Synonyms: constant current electrolysis

### Detailed Description

Like most other electrochemical techniques, this experiment begins with an induction period. During the induction period, a set of initial conditions which you specify is applied to the electrochemical cell and the cell is allowed to equilibrate to these conditions. Data are not collected during the induction period.

After the induction period, the current applied to the electrode is stepped to the value you specified for the duration of the experiment. The instrument's galvanostat circuit maintains the current at a steady level while measuring the potential of the working electrode. Throughout the electrolysis period, the potential and current at the working electrode are recorded at regular intervals based on the number of intervals you choose.

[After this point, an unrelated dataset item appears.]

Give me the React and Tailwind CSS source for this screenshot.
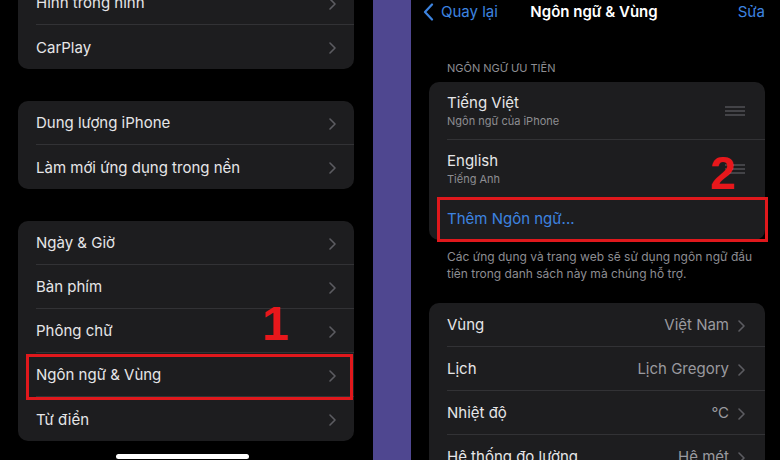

The experiment concludes with a relaxation period. During the relaxation period, a set of final conditions which you specify is applied to the electrochemical cell and the cell is allowed to equilibrate to these conditions. Data is not collected during the relaxation period.

At the end of the relaxation period, the post-experiment idle conditions are applied to the cell, and the instrument returns to the idle state.

Potential is plotted as a function of time.

### Parameter Setup

The parameters for this method are arranged on two tabs on the setup panel. The Basic tab contains the parameters relating to the electrolysis. An additional tab for Post Experiment Idle Conditions is common to all of the electrochemical techniques supported by the AfterMath software.

### Basic Tab

You can click on the “I Feel Lucky” button (located at the top of the setup) to fill in all the parameters with typical default values (see Figure 1). You will no doubt need to change the Current and Duration in the Electrolysis period box to values which are appropriate for the electrochemical system being studied. You may also want to change the Number of intervals in the Sampling Control box.

Figure 1: Basic Chronopotentiometry Setup

The Electrode Range on the Basic tab is used to specify the expected range of potentials. The potential of the electrode is dictated according to the Nernst equation, assuming a fully reversible system (see Theory section below), and will change to the value necessary to maintain the specified current. Therefore, if the choice of potential range is too small, actual potential may go off scale and the results will be truncated. If the potential range is too large, the potentiogram may have a noisy, choppy, or quantized appearance. Please see the ugly duckling webpage for an analogous situation in a voltammogram.

Some Pine potentiostats (such as the WaveNow and WaveNano portable USB potentiostats) have potential autoranging capability. To take advantage of this feature, set the electrode range parameter to “Auto”. This allows the potentiostat to choose the potential range “on-the-fly” while the chonopotentiogram is being acquired.

The waveform that is applied to the electrode is a simple pulse to the Current listed in the Electrolysis period box (see Figure 2). Note that the flat portions before and after the current pulse are the induction and relaxation periods, respectively.

Figure 2 : Waveform

### Post Experiment Conditions Tab

After the Relaxation Period, the Post Experiment Conditions are applied to the cell. Typically, the cell is disconnected but you may also specify the conditions applied to the cell. Please see the separate discussion on post experiment conditions for more information.

### Typical Results

The typical chronopotentiogram for a $2.5 \; mM$ solution of Ferrocene in $0.1 \; M \; Bu_4NClO_4/MeCN$ shows a plot similar to a titration (see Figure 3). Initially, the potential is slightly rising until nearly all of the ferrocene at the electrode is consumed, at which point the potential rises rapidly through an inflection point, followed by a trailing off of the potential after the inflection point.

Figure 3: Typical Results

The addition of a Baseline Tool (Tangent type) can be added to find the inflection point, the point at which the slope of the plot is greatest (see Figure 4). The potential at $1/2$ of the inflection point is approximately the $E^0$ for the species of interest ($0.532 \; V \; vs. \; Ag/AgCl_{(aq)}$ ). Two additional Crosshair tools have been added to the plot to show the time at the inflection point and the time of $1/2$ of the inflection point.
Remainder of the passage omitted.